D. sagte mir später, er habe während der OP unten beim Operateur gestanden. Der hat ihm meine Innereien gezeigt, Eierstöcke, die Myome und so. Und ich dachte, er säße die ganze Zeit neben mir. 

Dann war Michel draußen. Er schrie. Der Pirat sagte, dass es auch „ein Michel“ sei, ein Junge. Sie hielten ihn kurz neben mich, dass ich ihn sehen konnte: Ein kleiner, blutverschmierter Mensch mit schwarzen Härchen am ganzen Körper. Aber schwupps – war er weg, zur ersten Versorgung. Ich hörte ihn die ganze Zeit schreien. Das tat mir leid. Der Pirat sagte, dass er nun meine Gebärmutter wieder gut zunähen würde, damit Michel noch ein Geschwisterchen bekommen kann. Mir wurde schlecht. Das sagte ich dem Anästhesisten und der träufelte mir etwas dagegen ein. 

Dann erschien D. mit dem eingewickelten Michel auf dem Arm neben mir.  Irgendwie sah D. mitgenommen aus. Als ich fertig zugenäht war, wurde ich wieder in das Zimmer gefahren, in dem wir den ganzen Vormittag über gewartet hatten. Michel wurde mir wieder in den Arm gelegt. Mir war so schlecht, dass ich Angst hatte, ich müsste brechen. 

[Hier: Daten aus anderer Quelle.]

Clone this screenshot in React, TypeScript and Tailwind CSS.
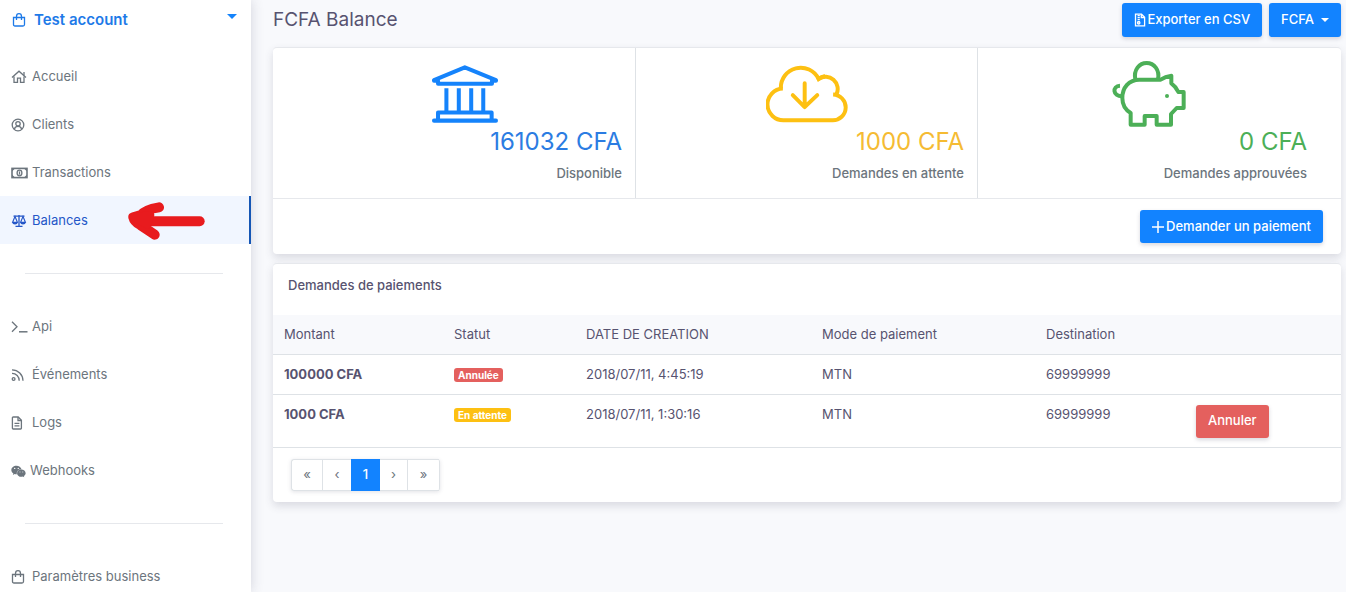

Dann erschien ein Arzt in rotem Kittel. Der saß plötzlich am Fenster und erzählte was von Verdacht auf Down-Syndrom und dass ein Bluttest veranlasst sei, um Gewissheit zu erlangen. Ich dachte: „Was redet der? - Mein Kind?“

 
 
Michel wurde in die Kinderklinik gebracht, weil irgendein Wert nicht gesättigt war. Ich war nicht ganz bei mir, ein bisschen im Tran. D. fuhr irgendwann nachhause, nachdem die Hebamme ein Polaroidbild von Michel gemacht hatte, für die daheim. Da sah er doch ganz süß drauf aus! „Der wird das nicht haben“, dachte ich, „die irren sich.“ 

Dann begann die Narkose nachzulassen und die Schmerzen begannen. Ich bekam Schmerzmittel, die lullten mich noch mehr ein und ich döste vor mich hin, zwischen den Welten.